The judgment of the trial court is modified so as to award title and possession to all of the tract of land described in plaintiffs’ petition which lies to the north of the line D-E upon defendant’s Exhibit D — 11, in accordance with defendant’s disclaimer as to the northernmost tract and the jury’s answer to Special Issue No. 2. Judgment is here rendered that as to all of the remainder of the tract described in plaintiffs’ petition, the plaintiffs shall take nothing.
Modified and affirmed.
. In McDonnold v. Weinacht, 465 S.W.2d 136, 140 (Tex.Sup.1971), the court remarked that “The claim was also kept secret from the taxing authorities until 1961.” Here, insofar as ■ we can determine from our record, the McGathon claim is still a secret, at least as to the taxing authorities of Polk County.

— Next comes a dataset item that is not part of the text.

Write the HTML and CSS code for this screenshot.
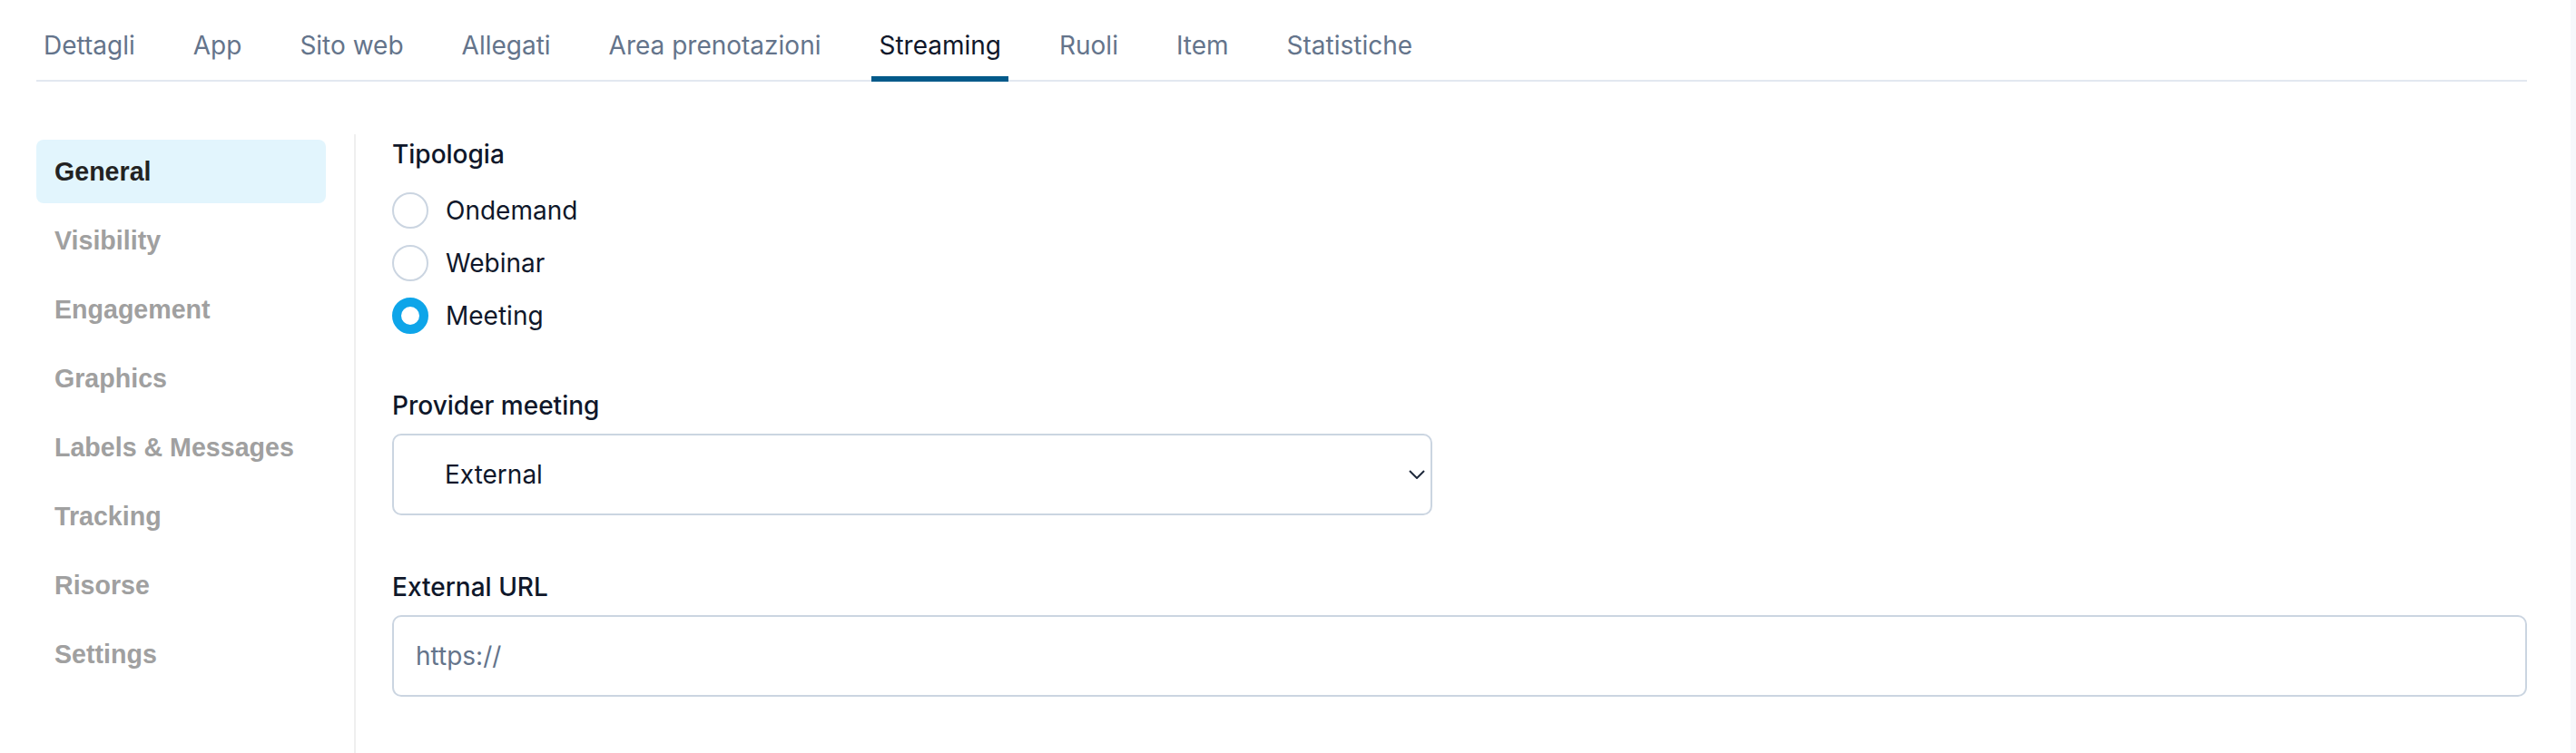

. This issue read: “Do you find from a preponderance of the evidence that Plaintiffs and Mattie McGathon under whom they claim, either in person or through a tenant or tenants or partly in person and partly through a tenant or tenants, held exclusive, peaceable and adverse possession of the land lying within the lines drawn between points A, D and E upon the plat prepared by surveyor E. J. Bowers, using, cultivating or enjoying the same for any period of ten (10) consecutive years or more prior to April 7, 1967?”